Short task ::
Find the lines holding the word "React" and collect them.
⟨
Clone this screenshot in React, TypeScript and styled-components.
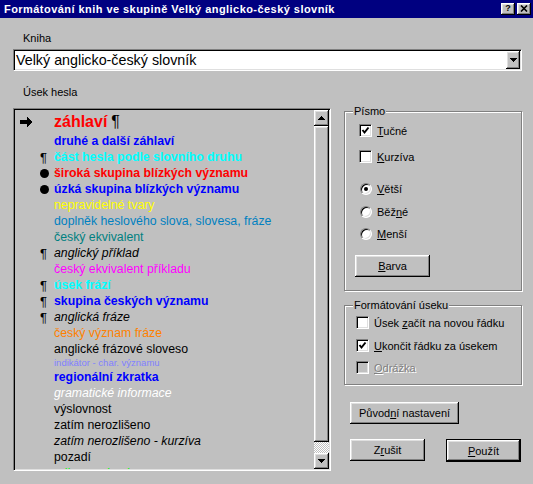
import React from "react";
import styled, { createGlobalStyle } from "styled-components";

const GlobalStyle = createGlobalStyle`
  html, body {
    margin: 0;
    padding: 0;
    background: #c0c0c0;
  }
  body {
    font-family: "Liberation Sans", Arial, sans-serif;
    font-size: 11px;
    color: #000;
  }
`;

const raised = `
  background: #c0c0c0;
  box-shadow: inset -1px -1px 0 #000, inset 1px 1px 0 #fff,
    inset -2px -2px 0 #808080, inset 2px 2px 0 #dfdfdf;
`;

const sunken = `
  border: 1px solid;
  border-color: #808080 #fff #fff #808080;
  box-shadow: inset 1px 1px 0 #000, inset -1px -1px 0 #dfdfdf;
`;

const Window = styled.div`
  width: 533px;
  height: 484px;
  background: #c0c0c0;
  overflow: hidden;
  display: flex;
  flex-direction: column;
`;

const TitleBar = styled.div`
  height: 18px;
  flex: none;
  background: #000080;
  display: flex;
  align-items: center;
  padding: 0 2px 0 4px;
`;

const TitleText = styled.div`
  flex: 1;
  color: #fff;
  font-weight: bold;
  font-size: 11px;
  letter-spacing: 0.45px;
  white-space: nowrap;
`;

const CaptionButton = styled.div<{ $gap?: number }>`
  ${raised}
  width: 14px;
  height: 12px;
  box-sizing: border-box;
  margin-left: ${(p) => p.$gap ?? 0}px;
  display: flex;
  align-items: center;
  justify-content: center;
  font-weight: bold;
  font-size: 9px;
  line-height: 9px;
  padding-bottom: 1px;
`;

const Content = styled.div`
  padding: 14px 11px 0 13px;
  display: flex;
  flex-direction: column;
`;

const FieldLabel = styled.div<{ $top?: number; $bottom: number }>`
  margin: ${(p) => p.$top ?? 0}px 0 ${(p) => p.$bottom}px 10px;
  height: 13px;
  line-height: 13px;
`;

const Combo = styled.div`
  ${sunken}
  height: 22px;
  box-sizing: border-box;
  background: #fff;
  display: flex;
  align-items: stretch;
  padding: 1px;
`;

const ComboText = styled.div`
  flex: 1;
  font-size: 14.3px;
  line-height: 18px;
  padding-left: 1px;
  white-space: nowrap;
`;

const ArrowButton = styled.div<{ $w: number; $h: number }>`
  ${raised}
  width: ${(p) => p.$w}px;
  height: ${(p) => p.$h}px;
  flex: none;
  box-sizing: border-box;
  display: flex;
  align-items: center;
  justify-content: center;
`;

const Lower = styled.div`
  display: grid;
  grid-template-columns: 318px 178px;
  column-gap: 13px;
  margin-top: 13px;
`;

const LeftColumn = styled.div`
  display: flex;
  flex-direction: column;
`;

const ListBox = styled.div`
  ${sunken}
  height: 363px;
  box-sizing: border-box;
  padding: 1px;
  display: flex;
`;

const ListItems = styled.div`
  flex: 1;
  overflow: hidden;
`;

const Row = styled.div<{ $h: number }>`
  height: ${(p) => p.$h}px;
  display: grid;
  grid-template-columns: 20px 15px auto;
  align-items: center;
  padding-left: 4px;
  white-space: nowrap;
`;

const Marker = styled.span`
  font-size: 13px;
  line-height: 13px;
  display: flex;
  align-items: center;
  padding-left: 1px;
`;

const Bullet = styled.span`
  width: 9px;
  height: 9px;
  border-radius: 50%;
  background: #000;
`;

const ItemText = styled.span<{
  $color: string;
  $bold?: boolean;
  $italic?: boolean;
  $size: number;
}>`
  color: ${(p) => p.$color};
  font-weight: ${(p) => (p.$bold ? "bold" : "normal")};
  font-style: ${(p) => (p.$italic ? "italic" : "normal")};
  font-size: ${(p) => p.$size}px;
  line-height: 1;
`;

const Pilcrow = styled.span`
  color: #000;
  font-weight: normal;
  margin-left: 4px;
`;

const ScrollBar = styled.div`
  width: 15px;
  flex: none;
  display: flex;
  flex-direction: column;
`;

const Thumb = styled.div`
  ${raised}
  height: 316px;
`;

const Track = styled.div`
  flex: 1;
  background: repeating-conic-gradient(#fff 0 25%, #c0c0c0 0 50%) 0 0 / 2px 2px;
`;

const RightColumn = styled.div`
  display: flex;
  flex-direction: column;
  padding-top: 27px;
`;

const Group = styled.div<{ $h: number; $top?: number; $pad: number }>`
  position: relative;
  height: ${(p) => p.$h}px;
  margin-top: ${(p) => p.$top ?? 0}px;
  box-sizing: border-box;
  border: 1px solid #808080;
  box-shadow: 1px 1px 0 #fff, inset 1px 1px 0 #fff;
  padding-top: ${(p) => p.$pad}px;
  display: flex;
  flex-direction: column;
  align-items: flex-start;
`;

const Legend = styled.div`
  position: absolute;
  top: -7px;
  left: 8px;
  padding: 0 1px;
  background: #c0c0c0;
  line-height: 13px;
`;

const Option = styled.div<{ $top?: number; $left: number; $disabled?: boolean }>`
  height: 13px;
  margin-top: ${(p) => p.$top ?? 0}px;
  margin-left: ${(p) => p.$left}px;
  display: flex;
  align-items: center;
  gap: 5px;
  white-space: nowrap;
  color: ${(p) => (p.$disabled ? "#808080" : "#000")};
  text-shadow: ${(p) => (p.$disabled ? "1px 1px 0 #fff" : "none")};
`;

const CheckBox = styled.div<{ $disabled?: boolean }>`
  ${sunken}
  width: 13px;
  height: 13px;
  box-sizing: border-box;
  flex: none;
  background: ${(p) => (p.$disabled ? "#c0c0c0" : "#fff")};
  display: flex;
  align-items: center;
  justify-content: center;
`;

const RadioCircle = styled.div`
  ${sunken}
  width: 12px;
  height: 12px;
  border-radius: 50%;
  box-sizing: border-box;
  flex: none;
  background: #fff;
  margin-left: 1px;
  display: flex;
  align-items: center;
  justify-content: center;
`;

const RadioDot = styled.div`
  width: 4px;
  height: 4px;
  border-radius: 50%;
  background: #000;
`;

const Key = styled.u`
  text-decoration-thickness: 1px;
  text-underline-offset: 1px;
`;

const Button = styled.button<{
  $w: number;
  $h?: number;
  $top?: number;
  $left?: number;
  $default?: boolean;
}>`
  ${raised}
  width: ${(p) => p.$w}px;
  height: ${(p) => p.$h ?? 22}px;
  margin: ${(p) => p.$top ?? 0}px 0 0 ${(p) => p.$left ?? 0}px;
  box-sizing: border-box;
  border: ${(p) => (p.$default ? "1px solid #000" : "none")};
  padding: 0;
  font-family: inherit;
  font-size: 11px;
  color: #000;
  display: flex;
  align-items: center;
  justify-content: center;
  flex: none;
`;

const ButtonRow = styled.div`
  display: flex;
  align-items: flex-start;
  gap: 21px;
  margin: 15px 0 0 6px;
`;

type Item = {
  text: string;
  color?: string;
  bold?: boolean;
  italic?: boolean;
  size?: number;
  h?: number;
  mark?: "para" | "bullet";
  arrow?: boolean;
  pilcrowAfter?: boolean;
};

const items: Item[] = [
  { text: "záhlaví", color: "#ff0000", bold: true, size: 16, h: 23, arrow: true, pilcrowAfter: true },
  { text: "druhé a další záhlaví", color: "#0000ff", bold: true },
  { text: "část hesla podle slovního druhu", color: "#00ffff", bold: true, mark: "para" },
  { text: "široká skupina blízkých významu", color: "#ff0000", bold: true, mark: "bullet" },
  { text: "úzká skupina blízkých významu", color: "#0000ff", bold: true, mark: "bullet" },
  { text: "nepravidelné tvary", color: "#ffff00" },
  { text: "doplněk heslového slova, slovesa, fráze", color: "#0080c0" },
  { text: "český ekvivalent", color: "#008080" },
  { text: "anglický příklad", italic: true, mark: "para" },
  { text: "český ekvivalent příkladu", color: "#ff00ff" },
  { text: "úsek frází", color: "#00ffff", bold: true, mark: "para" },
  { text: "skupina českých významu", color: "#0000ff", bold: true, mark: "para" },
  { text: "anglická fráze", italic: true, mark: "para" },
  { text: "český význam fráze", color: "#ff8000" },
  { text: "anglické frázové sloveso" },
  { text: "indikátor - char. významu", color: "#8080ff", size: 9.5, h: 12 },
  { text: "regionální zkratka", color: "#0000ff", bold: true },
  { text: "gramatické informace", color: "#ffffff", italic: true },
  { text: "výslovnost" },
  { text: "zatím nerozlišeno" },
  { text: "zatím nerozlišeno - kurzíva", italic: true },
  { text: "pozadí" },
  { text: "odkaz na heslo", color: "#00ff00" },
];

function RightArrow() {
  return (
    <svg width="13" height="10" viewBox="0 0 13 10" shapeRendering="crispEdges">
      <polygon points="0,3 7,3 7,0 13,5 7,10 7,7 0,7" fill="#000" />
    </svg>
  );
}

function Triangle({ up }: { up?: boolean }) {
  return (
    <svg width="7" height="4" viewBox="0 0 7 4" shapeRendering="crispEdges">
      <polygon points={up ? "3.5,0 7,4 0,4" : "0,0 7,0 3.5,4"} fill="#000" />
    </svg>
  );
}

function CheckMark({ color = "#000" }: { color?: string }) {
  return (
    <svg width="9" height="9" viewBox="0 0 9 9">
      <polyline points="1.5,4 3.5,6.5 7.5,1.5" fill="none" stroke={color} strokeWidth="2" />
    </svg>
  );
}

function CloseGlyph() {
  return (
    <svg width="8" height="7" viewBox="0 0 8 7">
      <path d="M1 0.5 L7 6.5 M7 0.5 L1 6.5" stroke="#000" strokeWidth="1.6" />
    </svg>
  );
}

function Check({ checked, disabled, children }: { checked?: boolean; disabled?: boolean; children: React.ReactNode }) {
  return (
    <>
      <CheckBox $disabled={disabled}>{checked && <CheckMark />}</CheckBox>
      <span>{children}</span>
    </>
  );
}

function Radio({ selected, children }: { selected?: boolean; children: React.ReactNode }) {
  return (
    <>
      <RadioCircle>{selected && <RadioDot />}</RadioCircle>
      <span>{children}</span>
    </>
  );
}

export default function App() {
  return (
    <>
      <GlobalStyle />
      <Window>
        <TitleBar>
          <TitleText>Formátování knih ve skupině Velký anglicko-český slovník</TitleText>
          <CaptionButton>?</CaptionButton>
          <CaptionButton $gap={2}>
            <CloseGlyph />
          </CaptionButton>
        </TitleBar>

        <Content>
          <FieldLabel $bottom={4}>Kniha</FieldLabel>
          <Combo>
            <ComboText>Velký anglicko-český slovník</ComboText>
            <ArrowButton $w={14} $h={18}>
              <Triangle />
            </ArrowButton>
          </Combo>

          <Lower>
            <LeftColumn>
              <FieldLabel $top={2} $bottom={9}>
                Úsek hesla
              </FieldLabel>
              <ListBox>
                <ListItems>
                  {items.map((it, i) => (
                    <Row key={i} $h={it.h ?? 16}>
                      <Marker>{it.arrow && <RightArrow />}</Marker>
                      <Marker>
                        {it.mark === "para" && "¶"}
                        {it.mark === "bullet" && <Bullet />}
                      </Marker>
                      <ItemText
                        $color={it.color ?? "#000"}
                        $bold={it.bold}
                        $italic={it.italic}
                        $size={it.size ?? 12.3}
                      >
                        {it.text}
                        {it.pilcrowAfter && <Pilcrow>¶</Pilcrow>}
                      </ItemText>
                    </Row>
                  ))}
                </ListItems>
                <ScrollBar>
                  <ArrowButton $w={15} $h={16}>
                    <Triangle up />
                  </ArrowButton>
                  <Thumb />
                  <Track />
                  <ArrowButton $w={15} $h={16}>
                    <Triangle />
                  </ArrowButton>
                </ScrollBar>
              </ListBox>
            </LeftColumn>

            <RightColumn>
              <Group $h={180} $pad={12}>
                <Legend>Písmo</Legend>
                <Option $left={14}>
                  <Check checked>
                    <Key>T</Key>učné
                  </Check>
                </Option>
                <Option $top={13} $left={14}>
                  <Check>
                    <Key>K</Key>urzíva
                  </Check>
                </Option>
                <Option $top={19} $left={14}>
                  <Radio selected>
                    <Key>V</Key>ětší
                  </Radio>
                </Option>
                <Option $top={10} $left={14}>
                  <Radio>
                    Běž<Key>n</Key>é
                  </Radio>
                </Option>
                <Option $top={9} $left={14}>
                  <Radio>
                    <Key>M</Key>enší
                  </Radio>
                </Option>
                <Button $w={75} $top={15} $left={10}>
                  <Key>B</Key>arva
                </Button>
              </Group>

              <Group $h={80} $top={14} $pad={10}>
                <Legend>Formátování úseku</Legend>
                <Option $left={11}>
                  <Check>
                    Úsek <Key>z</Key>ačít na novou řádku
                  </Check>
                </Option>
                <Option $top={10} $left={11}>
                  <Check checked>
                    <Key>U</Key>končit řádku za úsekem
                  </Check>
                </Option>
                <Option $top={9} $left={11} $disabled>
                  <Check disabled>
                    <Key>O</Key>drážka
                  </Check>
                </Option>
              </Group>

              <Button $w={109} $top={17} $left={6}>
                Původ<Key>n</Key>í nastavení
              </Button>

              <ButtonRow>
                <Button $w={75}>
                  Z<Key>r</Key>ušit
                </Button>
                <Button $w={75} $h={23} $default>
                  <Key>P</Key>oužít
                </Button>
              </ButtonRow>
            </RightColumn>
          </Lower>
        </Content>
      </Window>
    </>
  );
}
⟩
Solution for this problem ::
Clone this screenshot in React, TypeScript and styled-components.
import React from "react";
function Check({ checked, disabled, children }: { checked?: boolean; disabled?: boolean; children: React.ReactNode }) {
function Radio({ selected, children }: { selected?: boolean; children: React.ReactNode }) {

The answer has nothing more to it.